Thirty-six years earlier, in 1980, a 6.9 magnitude quake near Naples left almost 2,500 people dead, with many more injured and homeless.

Time bomb

The answer, according to seismologist Gianluca Valensise, is memory and fear.

"It is clear now that vulnerability greatly increases with the time that passes since the last earthquake," Mr Valensise, of Italy's National Institute of Geophysics and Vulcanology (INGV), told the BBC.

"In Amatrice, the memory was lost. It had been long enough for people not to be too concerned about earthquakes - and that brings trouble with the next one."

There was no such gap for Norcia, which has felt the devastating effects of two large earthquakes - including a 6.1 magnitude earthquake that hit the Umbria and Marche regions in 1997 - in the past 40 years. Each time, its buildings were strengthened, its residents reminded of the devastation the earth could cause.

Image source, EPA
Image caption,

People in the region were already terrified following a string of large earthquakes since August

By the time the quake struck Norcia at 07:40 on Sunday, there was no-one in the area who did not remember.

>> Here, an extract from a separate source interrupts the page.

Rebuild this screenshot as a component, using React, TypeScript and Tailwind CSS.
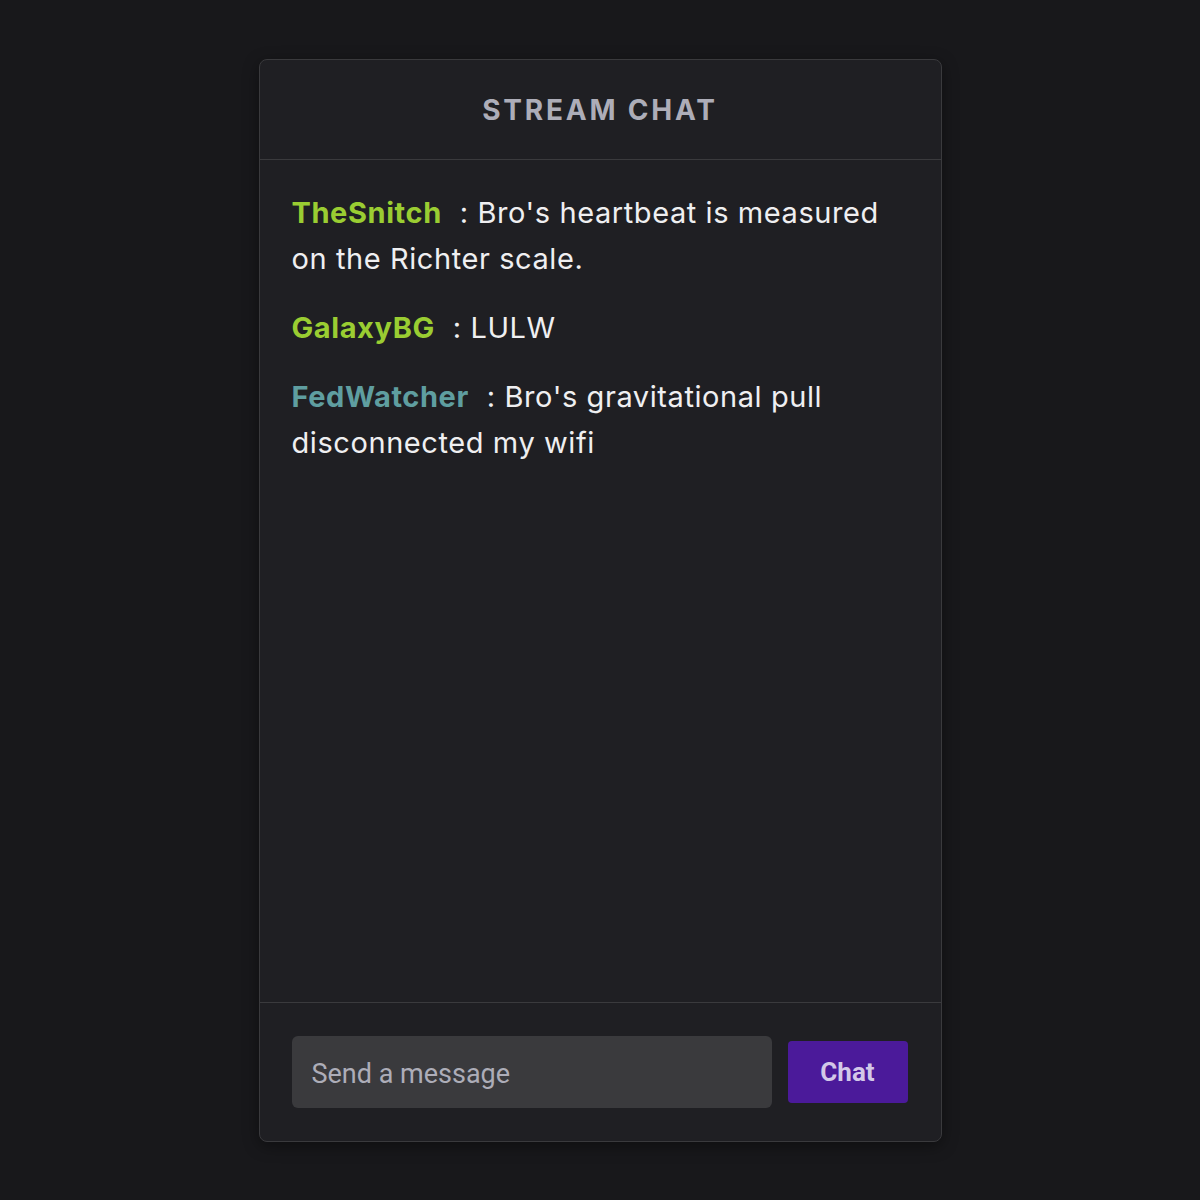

The region has been rocked by four aftershocks since 24 August - two in the last week alone.

Thousands of people have already fled to the safety of relatives' homes, shelters and hotels on the coast, far away from the towns filled with historic - and more vulnerable - buildings. Others were living in their cars, terrified of their homes collapsing on them as they slept.

Undoubtedly, this will have saved lives. In the village of Ussita, just north of Norcia, Mayor Marco Rinaldi watched the buildings around him collapse from the safety of his car.

"I was sleeping in the car and I saw hell," he later told Italy's ANSA news agency.

Mr Valensise says: "The 24 August earthquake was the first earthquake of the sequence. It happened in the night and there was absolutely no warning. When it came to Norcia, the region had been struck already.

"Many people had already gone elsewhere for fear of the strikes."

But there is also one other, so far unexplained, reason. Despite registering as a stronger earthquake than the one in August, it may have actually been weaker.

Geologists are trying to work out exactly why.

"This was a different sort of earthquake," says Mr Valensise. "We are still investigating the details as it has only been 24 hours since the event.

"But, in some cases, the magnitude does not explain the shaking. Larger events can cause less shaking and less damage."